Exciting times indeed, and you can't blame administrators north and south of the border for being optimistic about what way the sport is going to go over the next few years. So exactly what needs to happen for Ireland's men to make it to Rio?

At the moment they are second in line to qualify, following their excellent fifth-place finish in the World League 3 series in early July.

As long as neither of the two bottom-ranked teams, France and Russia, win the Europeans, which finish next Saturday, then the Irish will move up to first in waiting.

That's because the big four in Europe - Netherlands, Germany, Belgium and England (GB) - have already qualified through the World League 3, so if one of them are crowned champions, the automatic place at Rio for the European champions goes to the next best placed team from the World League series.

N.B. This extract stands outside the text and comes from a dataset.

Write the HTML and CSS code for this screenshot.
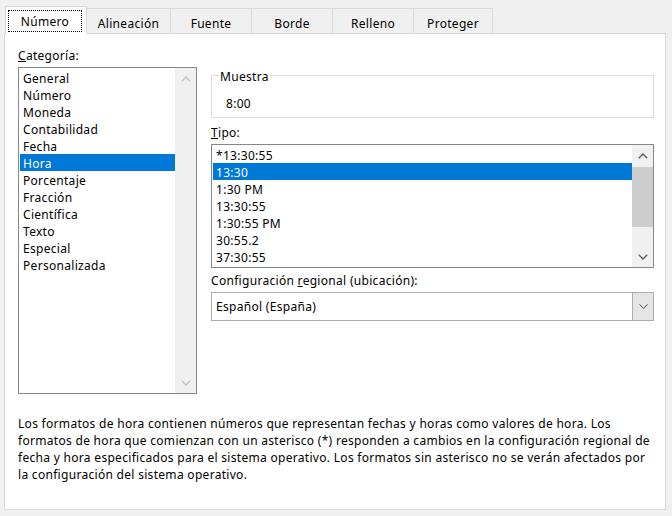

That happens to be Spain, who are fifth ranked in Europe, so it seems certain that they will get the nod for Rio.

Ireland would then step up to first in waiting, and assuming all goes to plan in Europe, the last scenario is the Oceania Championships in October.

World champions Australia have already qualified for the Games, so if they are crowned their continental champions again, then their automatic place goes to Ireland.

So there you have it. It looks like both Great Britain and Ireland will be going to Brazil unless there is a freak result somewhere.

Ulster's executive manager Angela Platt said over a year ago that the aim here was to see hockey participation rise by 17 per cent and that the target was to have 18,000 playing on a regular basis each week by the year 2017.

If there are a dozen or more Ulstermen playing in Rio, then there is a whole new bunch of heroes for kids to follow in the future.

There's no doubt that people are growing tired of watching over-paid professional footballers roll over injured at the touch of a feather and the number of bad refereeing decisions that turn a game on its head as legislators continually refuse to follow rugby, cricket, tennis and hockey by using video equipment for controversial decisions.

Yes, expect Angela to hit those figures in her four-year plan as more and more kids take up the stick as their first-choice sport.

In the meantime, Ireland's first objective in this week's Europeans is to finish in the top six, which ensures they don't drop into the second tier.

That means their opening game this morning against France (8.30am) is crucial, as their remaining pool games are against current European champions Germany (tomorrow, 8.30pm) and World No. 4 Belgium (Tuesday, 1.15pm).